While voluntary use is encouraged elsewhere, 25 years later the mandatory law idea has failed to travel much past NZ and a few US states. That's a pretty big hint that the Australian experience has become an object lesson in what not to do about cycling safety.

And then the fines for passing a cyclist unsafely have actually reduced under this new regime.

This ignorant toad has been on a mission to "do something" about cycling since he first took office and announced himself as "the government's biggest bike lane sceptic".

Time to book an appointment with your local MP.

These laws are about politics and appeasement of the feral right, and have very little to do with improving the cyclist's lot in one of the most dangerous places to cycle in the western world.

On the topic of helmets:

I feel compelled to submit a counter argument to the compulsory helmet laws are silly POV, so here's a link to another neurosurgeon's thoughts on the topic:

I also like this comment:

"At last. Some common sense. That wearing a helmet made you more at risk from car drivers has never had anything to do with the impact of head on pavement versus head encased in polystyrene on pavement argument. That Marsh wears a cowboy hat doesn't surprise me. He probably wears a bike helmet on a horse and a beret in the bath. 35

Those that think helmets can't make a difference under any circumstances have either yet to hit their head on the road - of have hit the road with their head already."

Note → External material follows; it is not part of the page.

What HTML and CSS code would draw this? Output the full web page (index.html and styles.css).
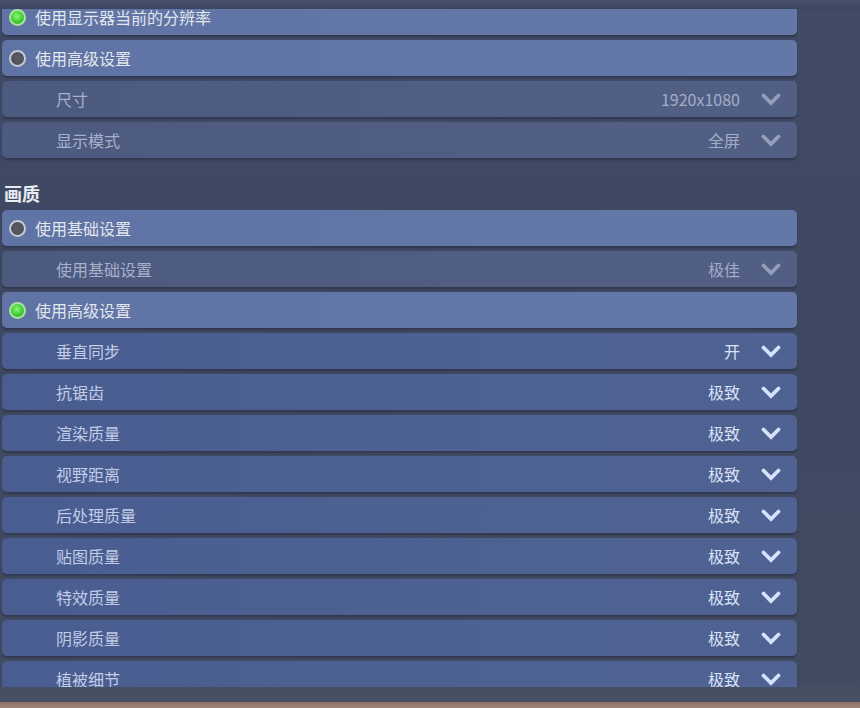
FILE: index.html
```html
<!DOCTYPE html>
<html lang="zh-CN">
<head>
<meta charset="utf-8">
<title>设置</title>
<link rel="stylesheet" href="styles.css">
</head>
<body>
<div class="page">
  <div class="top-fade"></div>
  <div class="viewport">
    <div class="list">
      <div class="row radio"><span class="dot on"></span><span class="label">使用显示器当前的分辨率</span></div>
      <div class="row radio"><span class="dot"></span><span class="label">使用高级设置</span></div>
      <div class="row sub off"><span class="label">尺寸</span><span class="value">1920x1080</span><svg class="chev" viewBox="0 0 20 13"><path d="M2.5 2.5 L10 10 L17.5 2.5"/></svg></div>
      <div class="row sub off"><span class="label">显示模式</span><span class="value">全屏</span><svg class="chev" viewBox="0 0 20 13"><path d="M2.5 2.5 L10 10 L17.5 2.5"/></svg></div>
      <div class="section">画质</div>
      <div class="row radio"><span class="dot"></span><span class="label">使用基础设置</span></div>
      <div class="row sub off"><span class="label">使用基础设置</span><span class="value">极佳</span><svg class="chev" viewBox="0 0 20 13"><path d="M2.5 2.5 L10 10 L17.5 2.5"/></svg></div>
      <div class="row radio"><span class="dot on"></span><span class="label">使用高级设置</span></div>
      <div class="row sub"><span class="label">垂直同步</span><span class="value">开</span><svg class="chev" viewBox="0 0 20 13"><path d="M2.5 2.5 L10 10 L17.5 2.5"/></svg></div>
      <div class="row sub"><span class="label">抗锯齿</span><span class="value">极致</span><svg class="chev" viewBox="0 0 20 13"><path d="M2.5 2.5 L10 10 L17.5 2.5"/></svg></div>
      <div class="row sub"><span class="label">渲染质量</span><span class="value">极致</span><svg class="chev" viewBox="0 0 20 13"><path d="M2.5 2.5 L10 10 L17.5 2.5"/></svg></div>
      <div class="row sub"><span class="label">视野距离</span><span class="value">极致</span><svg class="chev" viewBox="0 0 20 13"><path d="M2.5 2.5 L10 10 L17.5 2.5"/></svg></div>
      <div class="row sub"><span class="label">后处理质量</span><span class="value">极致</span><svg class="chev" viewBox="0 0 20 13"><path d="M2.5 2.5 L10 10 L17.5 2.5"/></svg></div>
      <div class="row sub"><span class="label">贴图质量</span><span class="value">极致</span><svg class="chev" viewBox="0 0 20 13"><path d="M2.5 2.5 L10 10 L17.5 2.5"/></svg></div>
      <div class="row sub"><span class="label">特效质量</span><span class="value">极致</span><svg class="chev" viewBox="0 0 20 13"><path d="M2.5 2.5 L10 10 L17.5 2.5"/></svg></div>
      <div class="row sub"><span class="label">阴影质量</span><span class="value">极致</span><svg class="chev" viewBox="0 0 20 13"><path d="M2.5 2.5 L10 10 L17.5 2.5"/></svg></div>
      <div class="row sub"><span class="label">植被细节</span><span class="value">极致</span><svg class="chev" viewBox="0 0 20 13"><path d="M2.5 2.5 L10 10 L17.5 2.5"/></svg></div>
    </div>
  </div>
  <div class="bottom-band"></div>
  <div class="floor"></div>
</div>
</body>
</html>
```

FILE: styles.css
```css
html, body {
  margin: 0;
  padding: 0;
}
body {
  width: 860px;
  height: 708px;
  overflow: hidden;
  font-family: "Noto Sans CJK SC", "Noto Sans", sans-serif;
  background: linear-gradient(180deg, #414a66 0%, #3f4862 50%, #434b61 100%);
}
.page {
  height: 708px;
  display: flex;
  flex-direction: column;
}
.top-fade {
  height: 9px;
  flex: none;
  background: linear-gradient(180deg, #48516b 0%, #3c4560 100%);
}
.viewport {
  height: 678px;
  flex: none;
  overflow: hidden;
}
.list {
  margin-top: -10px;
  width: 795px;
  margin-left: 2px;
  display: flex;
  flex-direction: column;
  gap: 5px;
}
.row {
  height: 36px;
  flex: none;
  box-sizing: border-box;
  border-radius: 5px;
  display: flex;
  align-items: center;
  font-size: 16px;
  box-shadow: 0 2px 2px rgba(20, 25, 40, 0.35);
}
.row.radio {
  background: linear-gradient(90deg, #5f74a5 0%, #6277a6 60%, #6378a6 100%);
  padding-left: 7px;
  color: #e3e6ec;
}
.row.sub {
  padding-left: 54px;
  padding-right: 16px;
  background: linear-gradient(90deg, #4a5d90 0%, #4d6193 60%, #4f6292 100%);
  color: #c2cce8;
}
.row.sub.off {
  background: linear-gradient(90deg, #4d5a80 0%, #515e84 60%, #525f84 100%);
  color: #a6b0cb;
}
.label {
  line-height: 20px;
}
.dot {
  width: 13px;
  height: 13px;
  border-radius: 50%;
  border: 2px solid #c6cad6;
  background: radial-gradient(circle at 50% 45%, #5a5c63 0%, #4a4c53 100%);
  margin-right: 9px;
  flex: none;
}
.dot.on {
  border-color: #a9e4a0;
  background: radial-gradient(circle at 45% 40%, #8ff57c 0%, #3fcb33 55%, #26a524 100%);
}
.value {
  margin-left: auto;
  line-height: 20px;
  color: #dbe2f5;
}
.row.sub.off .value {
  color: #a3adc8;
}
.chev {
  width: 20px;
  height: 13px;
  margin-left: 21px;
  flex: none;
}
.chev path {
  fill: none;
  stroke: #d6e2fc;
  stroke-width: 3.8;
  stroke-linecap: round;
  stroke-linejoin: miter;
}
.row.sub.off .chev path {
  stroke: #929eba;
}
.section {
  height: 42px;
  flex: none;
  display: flex;
  align-items: flex-end;
  padding-left: 2px;
  font-size: 18px;
  font-weight: 700;
  line-height: 24px;
  color: #e9ecf3;
}
.bottom-band {
  height: 15px;
  flex: none;
  background: #474f63;
}
.floor {
  height: 6px;
  flex: none;
  background: linear-gradient(180deg, #8a7064 0%, #a3857a 100%);
}
```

However, the real point of my post is to highlight you can cherry pick to your heart's content to support your own position on just about any topic.

And another one:

The issue s not that helmets don't save lives

Clearly they do, even though the amount of protection a half-inch thick styrofoam hat offers is quite small.

The bigger issue is the other impacts on community health, the unintended consequences of making helmets compulsory.

The cost to community health from inactivity-related diseases triggered by the discouragement of non-enthusiasts from using the bicycle for routine transport by the mandatory nature of our helmet laws far exceeds the savings from the apparent reduction in head trauma.

This view is supported by Chris Rissel, Director of the NSW Office of Preventive Health and Professor of Public Health, University of Sydney. It is also supported by Professor George Rubin, Assoc Medical Director Epidemiology, Safety and Quality South Eastern Sydney LHD and Professor of Public Health at both the University of NSW and University of Sydney, with whom I have corresponded on this issue.

For those not up with the jargon, epidemiology is the study of *whole of community* health outcomes from treatment regimes, behaviour, and government policy.

We need to stop giving such a disproportionate amount of weight to the views of narrowly focussed trauma surgeons and start listening properly to the epidemiologists who have been researching the overall picture.

Making helmets compulsory is hurting community health more than it is helping.